Park and nature reserve in Guildford

Pewley Down is a 9.5 ha Local Nature Reserve on the southern outskirts of Guildford in Surrey, adjacent to Pewley Hill. It is owned and managed by Guildford Borough Council. The site is on a hill offering views south to St Martha's Hill, Chantry Wood, and beyond.

==History==

Pewley Down was owned by the Austens, a family of local merchants, from the early 16th century. Following the death of Robert Godwin-Austen in 1884, it passed to Henry Haversham Godwin-Austen. Partly as a result of the Agricultural Depression, his properties struggled financially, and Henry was declared bankrupt in 1898. In 1907, the bankruptcy trustees began to construct a road across Pewley Down in preparation for dividing the land into plots for housebuilding.
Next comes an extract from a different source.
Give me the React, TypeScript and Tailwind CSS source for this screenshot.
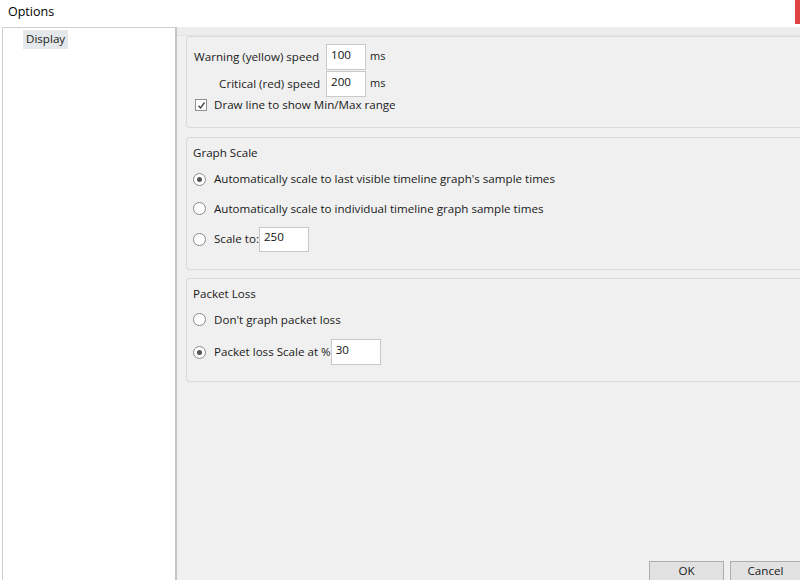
import React from 'react'

const font = { fontFamily: '"Open Sans", "Noto Sans", sans-serif' }

const Radio = ({ checked }: { checked?: boolean }) => (
    <span className="w-[13px] h-[13px] rounded-full border border-[#8a8a8a] bg-white flex items-center justify-center shrink-0">
        {checked && <span className="w-[5px] h-[5px] rounded-full bg-[#555]" />}
    </span>
)

const Field = ({ value, w, h }: { value: string; w: string; h: string }) => (
    <span className={`${w} ${h} bg-white border border-[#c9c9c9] flex items-center pl-[4px] pb-[4px] text-[#111]`}>
        {value}
    </span>
)

const Group = ({ children, h }: { children: React.ReactNode; h: string }) => (
    <div className={`ml-[9px] ${h} border border-[#dadada] border-r-0 rounded-l-[4px] bg-[#f0f0f0]`}>
        {children}
    </div>
)

export default function App() {
    return (
        <div className="w-[800px] h-[580px] bg-white text-[11.6px] text-[#1a1a1a] overflow-hidden flex flex-col" style={font}>
            <div className="h-[27px] shrink-0 flex items-start justify-between">
                <span className="pl-[8px] pt-[3px] text-[12.5px] text-black">Options</span>
                <span className="w-[5px] h-[24px] bg-[#e04545]" />
            </div>
            <div className="flex flex-1 min-h-0">
                <div className="w-[175px] ml-[2px] border-t border-l border-[#cfcfcf] border-r-2 border-r-[#c4c4c4] bg-white">
                    <div className="ml-[20px] mt-[2px] inline-block bg-[#e4e8ea] px-[3px] h-[19px] leading-[17px]">Display</div>
                </div>
                <div className="flex-1 flex flex-col bg-[#f0f0f0]">
                    <div className="h-[9px] bg-[#ececec] border-b border-[#e2e2e2]" />
                    <Group h="h-[92px]">
                        <div className="pl-[7px] pt-[6px] flex flex-col">
                            <div className="flex items-center h-[27px]">
                                <span className="w-[132px]">Warning (yellow) speed</span>
                                <Field value="100" w="w-[40px]" h="h-[26px]" />
                                <span className="ml-[4px] text-[11px]">ms</span>
                            </div>
                            <div className="flex items-center h-[27px]">
                                <span className="w-[132px] text-right pr-[6px]">Critical (red) speed</span>
                                <Field value="200" w="w-[40px]" h="h-[26px]" />
                                <span className="ml-[4px] text-[11px]">ms</span>
                            </div>
                            <div className="flex items-center gap-[7px] h-[16px] pl-[1px]">
                                <span className="w-[12px] h-[12px] border border-[#8f8f8f] bg-white flex items-center justify-center">
                                    <svg width="9" height="9" viewBox="0 0 9 9"><path d="M1.5 4.8 L3.5 7 L7.5 1.5" fill="none" stroke="#444" strokeWidth="1.3" /></svg>
                                </span>
                                <span>Draw line to show Min/Max range</span>
                            </div>
                        </div>
                    </Group>
                    <div className="h-[9px]" />
                    <Group h="h-[133px]">
                        <div className="pl-[6px] pt-[6px] flex flex-col">
                            <span className="h-[22px]">Graph Scale</span>
                            <div className="flex items-center gap-[8px] h-[26px]"><Radio checked /><span>Automatically scale to last visible timeline graph's sample times</span></div>
                            <div className="flex items-center gap-[8px] h-[33px]"><Radio /><span>Automatically scale to individual timeline graph sample times</span></div>
                            <div className="flex items-center gap-[8px] h-[28px]"><Radio /><span className="flex items-center">Scale to:<Field value="250" w="w-[50px]" h="h-[25px]" /></span></div>
                        </div>
                    </Group>
                    <div className="h-[8px]" />
                    <Group h="h-[104px]">
                        <div className="pl-[6px] pt-[6px] flex flex-col">
                            <span className="h-[22px]">Packet Loss</span>
                            <div className="flex items-center gap-[8px] h-[25px]"><Radio /><span>Don't graph packet loss</span></div>
                            <div className="flex items-center gap-[8px] h-[40px]"><Radio checked /><span className="flex items-center">Packet loss Scale at %<Field value="30" w="w-[50px]" h="h-[26px]" /></span></div>
                        </div>
                    </Group>
                    <div className="flex-1 flex items-end justify-end gap-[6px]">
                        <button className="w-[75px] h-[19px] border border-[#adadad] border-b-0 bg-[#e1e1e1] leading-[18px]">OK</button>
                        <button className="w-[70px] h-[19px] border border-[#adadad] border-b-0 border-r-0 bg-[#e1e1e1] leading-[18px]">Cancel</button>
                    </div>
                </div>
            </div>
        </div>
    )
}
After local protest, Pewley Down was purchased by the Friary, Holroyd & Healy's Brewery. On 29 July 1920 it was donated to the town of Guildford to commemorate the conclusion of the First World War, with the condition that it be "preserved for time immemorial as a playground for the people of Guildford". The deed of conveyance was formally handed over to the mayor by Mr Charles Hoskins Master, the chairman of directors. The site was designated as a local nature reserve in July 2006. An adjacent set of fields, now known as Pewley Down Meadows, were purchased by the community in 2021 and are managed by the Surrey Wildlife Trust as a local nature reserve.

==Nature==

This site is an example of chalk downland, and has several species of rare flowering plants, including pyramidal and Man orchids.

Invertebrates include 26 species of butterflies, including the small blue and chalkhill blue, and 119 species of bees, wasps and ants.